注目ポイント
日本語を駆使し、SNSでの過激な米国批判や台湾問題への言及などから、言葉の“戦狼”外交官として知られている中国の薛剣・駐大阪総領事(大使級)が、フェイクニュースをもとに台湾の警察官の行動を批判し、天安門事件の惨劇への信憑性を疑わせるツイッター投稿ををしていたことが、米国系の民間非営利報道機関による報道で明らかになった。薛氏の言動の信頼性を損なうミスとみられるが、意図的に行っていた可能性もある。その場合、民主化された台湾に親近感を持ち、中国の人権問題を懸念する日本社会を攪乱し、中国に有利な世論へ誘導する「認知戦」のひとつと見られ、手口の一端が明るみにでたかっこうだ。
東京、ソウルでも激化する“言論戦”
薛剣氏といえば、前任の何振良総領事が2020年末、在任約10か月で突然帰国し所在不明となったことで“粛清”が噂されるなか、約半年間のトップ不在を受けて2021年6月に後任の駐大阪総領事として着任。その直後の8月、米軍のアフガニスタン撤退に際しては、米軍機にしがみつき、上空からふりおとされるアフガニスタン人の姿を揶揄した人命軽視のツイートを発信したり、著名な国際人権団体が、国家安全維持法の施行で言論の自由が保障されなくなったとして香港における事務所閉鎖を決めた際には「害虫駆除」とつぶやいたりするなど、ツイッターを駆使した日本語による過激発言が物議をかもしてきた。

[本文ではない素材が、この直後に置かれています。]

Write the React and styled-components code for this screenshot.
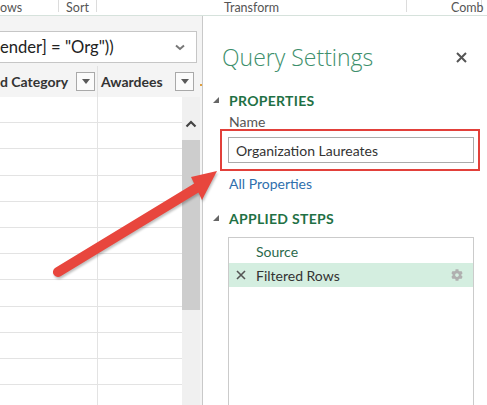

2022年2月のロシアのウクライナ侵攻直後にも、「弱い人は絶対に強い人に喧嘩を売る様な愚かをしては行けない」(ママ)などと日本語でツイート。これが台湾や日本への威嚇を意図したものだとして、ツイッター上では日本語や中国語、英語で「外交官失格」などと猛烈な批判を浴び、薛氏は「誤解」「曲解」などと釈明に追われたが、人が鶏を棒で打ち据えるネット上の動画をロシアとウクライナに例えた説明に、さらに批判が集中するなど、外交官としての品格が問われる言動の数々から、日本における「言論戦」の担い手、「言葉の“戦狼”外交官」として注目されてきた。
同じ中国の外交官としては、今年3月に着任した呉江浩駐日大使が4月末、東京・内幸町の日本記者クラブが開いた着任後初の記者会見で、「いわゆる『台湾有事は日本有事』という見方は荒唐無稽」とし、日本が台湾問題を安全保障政策と結び付ければ「日本の民衆が火の中に連れ込まれることになる」などとけん制。
あらためて台湾に関し、「平和統一を求めるが、武力行使の放棄を約束しない」と強調するなど過激発言を連発したため、林芳正外相が「極めて不適切」と、外交ルートを通じて抗議する事態に発展したが、6月8日には韓国でも駐韓中国大使が韓国最大野党の代表を招待した夕食会の席上、「中国の敗北に賭ける人たちは後で必ず後悔する」とけん制し、韓国外務省が「内政干渉に当たる可能性がある」と抗議するなど、国内外で「言論戦」は激化している。

今回、薛氏によるフェイクニュースを引用したツイッター投稿が確認されたことで、今後は薛氏をはじめ中国の外交官の言動の信頼性に各方面から疑問符がつくのは必至だ。仮に薛氏が偽情報だと知ったうえで意図的にツイッターに投稿し拡散させていたとすれば、日本社会の世論を攪乱し、中国にとって有利なように誘導する「認知戦」として行っていた可能性もあり、その手法の一端が明らかになった、といえそうだ。